- Provided material:
++++

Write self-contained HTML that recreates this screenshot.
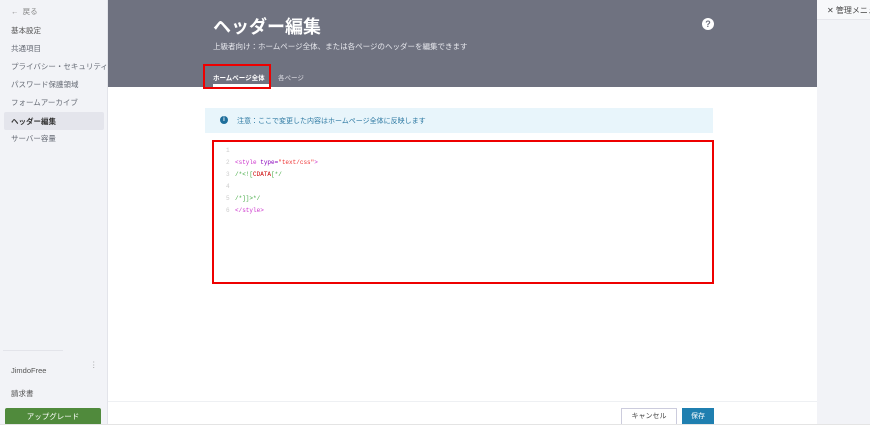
<!DOCTYPE html><html><head><meta charset="utf-8"><style>
*{margin:0;padding:0;box-sizing:border-box}
body{width:870px;height:434px;background:#fff;font-family:"Liberation Sans","Noto Sans CJK JP",sans-serif;position:relative;overflow:hidden}
.a{position:absolute}
.side{left:0;top:0;width:108px;height:424px;background:#f2f3f7;border-right:1px solid #e3e4ea;overflow:hidden}
.side div{position:absolute;left:11px;font-size:7.5px;color:#666b75;white-space:nowrap}
.main{left:108px;top:0;width:709px;height:424px;background:#fff}
.hdr{left:108px;top:0;width:709px;height:87px;background:#6f7280}
.right{left:817px;top:0;width:53px;height:424px;background:#f2f3f7;overflow:hidden}
.code{font-family:"Liberation Mono",monospace;font-size:6px}
.code div{position:absolute;left:12px}
.code span.n{color:#ccc;display:inline-block;width:9px}
</style></head><body>
<div class="a side">
<div style="top:6px;color:#888">←&nbsp;&nbsp;戻る</div>
<div style="top:25px;color:#555">基本設定</div>
<div style="top:43px">共通項目</div>
<div style="top:61px">プライバシー・セキュリティ</div>
<div style="top:79px">パスワード保護領域</div>
<div style="top:97px">フォームアーカイブ</div>
<div style="left:4px;top:112px;width:100px;height:18px;background:#e4e5ec;border-radius:2px"></div>
<div style="top:116px;color:#333;font-weight:bold">ヘッダー編集</div>
<div style="top:133px">サーバー容量</div>
<div style="left:3px;top:350px;width:60px;height:1px;background:#e3e4ea"></div>
<div style="top:366px;color:#555">JimdoFree</div>
<div style="left:90px;top:360px;color:#999">⋮</div>
<div style="top:388px;color:#555">請求書</div>
<div style="left:5px;top:408px;width:96px;height:17px;background:#508a3c;color:#fff;text-align:center;line-height:17px;border-radius:2px">アップグレード</div>
</div>
<div class="a main"></div>
<div class="a hdr">
<div class="a" style="left:105px;top:13px;font-size:18px;font-weight:bold;color:#fff">ヘッダー編集</div>
<div class="a" style="left:105px;top:41px;font-size:7.5px;color:#e8e9ee">上級者向け：ホームページ全体、または各ページのヘッダーを編集できます</div>
<div class="a" style="left:105px;top:72px;font-size:6.5px;color:#fff;font-weight:bold">ホームページ全体</div>
<div class="a" style="left:105px;top:84px;width:56px;height:3px;background:#fff"></div>
<div class="a" style="left:170px;top:72px;font-size:6.5px;color:#e0e0e6">各ページ</div>
<div class="a" style="left:594px;top:18px;width:12px;height:12px;border-radius:50%;background:#fff;color:#6f7280;font-size:9px;font-weight:bold;text-align:center;line-height:12px">?</div>
</div>
<div class="a" style="left:203px;top:64px;width:68px;height:25px;border:2px solid #e00"></div>
<div class="a right">
<div class="a" style="left:0;top:0;width:53px;height:20px;background:#f7f8fa;border-bottom:1px solid #e6e7ec"></div>
<div class="a" style="left:10px;top:5px;font-size:8px;color:#444;white-space:nowrap">✕ 管理メニュー</div>
</div>
<div class="a" style="left:205px;top:108px;width:508px;height:25px;background:#e8f5fb"></div>
<div class="a" style="left:220px;top:116px;width:8px;height:8px;border-radius:50%;background:#1f6f9c;color:#fff;font-size:6px;font-weight:bold;text-align:center;line-height:8px">i</div>
<div class="a" style="left:237px;top:116px;font-size:7px;color:#2f7aa3">注意：ここで変更した内容はホームページ全体に反映します</div>
<div class="a code" style="left:212px;top:140px;width:502px;height:144px;border:2px solid #e00">
<div style="top:5px"><span class="n">1</span></div>
<div style="top:17px"><span class="n">2</span><span style="color:#c3c">&lt;style </span><span style="color:#80b">type=</span><span style="color:#e33">"text/css"</span><span style="color:#c3c">&gt;</span></div>
<div style="top:29px"><span class="n">3</span><span style="color:#4a4">/*&lt;![</span><span style="color:#c00">CDATA</span><span style="color:#4a4">[*/</span></div>
<div style="top:41px"><span class="n">4</span></div>
<div style="top:53px"><span class="n">5</span><span style="color:#4a4">/*]]&gt;*/</span></div>
<div style="top:65px"><span class="n">6</span><span style="color:#c3c">&lt;/style&gt;</span></div>
</div>
<div class="a" style="left:108px;top:401px;width:709px;height:1px;background:#eef0f3"></div>
<div class="a" style="left:621px;top:408px;width:56px;height:17px;border:1px solid #ccd;background:#fff;font-size:7px;color:#444;text-align:center;line-height:15px">キャンセル</div>
<div class="a" style="left:682px;top:408px;width:32px;height:17px;background:#1f7fb0;font-size:7px;color:#fff;text-align:center;line-height:17px">保存</div>
<div class="a" style="left:0;top:424px;width:870px;height:10px;background:#fff;border-top:1px solid #e4e4e4"></div>
</body></html>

++++

- Work instructions:
Make an exact copy of the whole listing, but don't bring over any pictures.

- Exercise output:
Write self-contained HTML that recreates this screenshot.
<!DOCTYPE html><html><head><meta charset="utf-8"><style>
*{margin:0;padding:0;box-sizing:border-box}
body{width:870px;height:434px;background:#fff;font-family:"Liberation Sans","Noto Sans CJK JP",sans-serif;position:relative;overflow:hidden}
.a{position:absolute}
.side{left:0;top:0;width:108px;height:424px;background:#f2f3f7;border-right:1px solid #e3e4ea;overflow:hidden}
.side div{position:absolute;left:11px;font-size:7.5px;color:#666b75;white-space:nowrap}
.main{left:108px;top:0;width:709px;height:424px;background:#fff}
.hdr{left:108px;top:0;width:709px;height:87px;background:#6f7280}
.right{left:817px;top:0;width:53px;height:424px;background:#f2f3f7;overflow:hidden}
.code{font-family:"Liberation Mono",monospace;font-size:6px}
.code div{position:absolute;left:12px}
.code span.n{color:#ccc;display:inline-block;width:9px}
</style></head><body>
<div class="a side">
<div style="top:6px;color:#888">←&nbsp;&nbsp;戻る</div>
<div style="top:25px;color:#555">基本設定</div>
<div style="top:43px">共通項目</div>
<div style="top:61px">プライバシー・セキュリティ</div>
<div style="top:79px">パスワード保護領域</div>
<div style="top:97px">フォームアーカイブ</div>
<div style="left:4px;top:112px;width:100px;height:18px;background:#e4e5ec;border-radius:2px"></div>
<div style="top:116px;color:#333;font-weight:bold">ヘッダー編集</div>
<div style="top:133px">サーバー容量</div>
<div style="left:3px;top:350px;width:60px;height:1px;background:#e3e4ea"></div>
<div style="top:366px;color:#555">JimdoFree</div>
<div style="left:90px;top:360px;color:#999">⋮</div>
<div style="top:388px;color:#555">請求書</div>
<div style="left:5px;top:408px;width:96px;height:17px;background:#508a3c;color:#fff;text-align:center;line-height:17px;border-radius:2px">アップグレード</div>
</div>
<div class="a main"></div>
<div class="a hdr">
<div class="a" style="left:105px;top:13px;font-size:18px;font-weight:bold;color:#fff">ヘッダー編集</div>
<div class="a" style="left:105px;top:41px;font-size:7.5px;color:#e8e9ee">上級者向け：ホームページ全体、または各ページのヘッダーを編集できます</div>
<div class="a" style="left:105px;top:72px;font-size:6.5px;color:#fff;font-weight:bold">ホームページ全体</div>
<div class="a" style="left:105px;top:84px;width:56px;height:3px;background:#fff"></div>
<div class="a" style="left:170px;top:72px;font-size:6.5px;color:#e0e0e6">各ページ</div>
<div class="a" style="left:594px;top:18px;width:12px;height:12px;border-radius:50%;background:#fff;color:#6f7280;font-size:9px;font-weight:bold;text-align:center;line-height:12px">?</div>
</div>
<div class="a" style="left:203px;top:64px;width:68px;height:25px;border:2px solid #e00"></div>
<div class="a right">
<div class="a" style="left:0;top:0;width:53px;height:20px;background:#f7f8fa;border-bottom:1px solid #e6e7ec"></div>
<div class="a" style="left:10px;top:5px;font-size:8px;color:#444;white-space:nowrap">✕ 管理メニュー</div>
</div>
<div class="a" style="left:205px;top:108px;width:508px;height:25px;background:#e8f5fb"></div>
<div class="a" style="left:220px;top:116px;width:8px;height:8px;border-radius:50%;background:#1f6f9c;color:#fff;font-size:6px;font-weight:bold;text-align:center;line-height:8px">i</div>
<div class="a" style="left:237px;top:116px;font-size:7px;color:#2f7aa3">注意：ここで変更した内容はホームページ全体に反映します</div>
<div class="a code" style="left:212px;top:140px;width:502px;height:144px;border:2px solid #e00">
<div style="top:5px"><span class="n">1</span></div>
<div style="top:17px"><span class="n">2</span><span style="color:#c3c">&lt;style </span><span style="color:#80b">type=</span><span style="color:#e33">"text/css"</span><span style="color:#c3c">&gt;</span></div>
<div style="top:29px"><span class="n">3</span><span style="color:#4a4">/*&lt;![</span><span style="color:#c00">CDATA</span><span style="color:#4a4">[*/</span></div>
<div style="top:41px"><span class="n">4</span></div>
<div style="top:53px"><span class="n">5</span><span style="color:#4a4">/*]]&gt;*/</span></div>
<div style="top:65px"><span class="n">6</span><span style="color:#c3c">&lt;/style&gt;</span></div>
</div>
<div class="a" style="left:108px;top:401px;width:709px;height:1px;background:#eef0f3"></div>
<div class="a" style="left:621px;top:408px;width:56px;height:17px;border:1px solid #ccd;background:#fff;font-size:7px;color:#444;text-align:center;line-height:15px">キャンセル</div>
<div class="a" style="left:682px;top:408px;width:32px;height:17px;background:#1f7fb0;font-size:7px;color:#fff;text-align:center;line-height:17px">保存</div>
<div class="a" style="left:0;top:424px;width:870px;height:10px;background:#fff;border-top:1px solid #e4e4e4"></div>
</body></html>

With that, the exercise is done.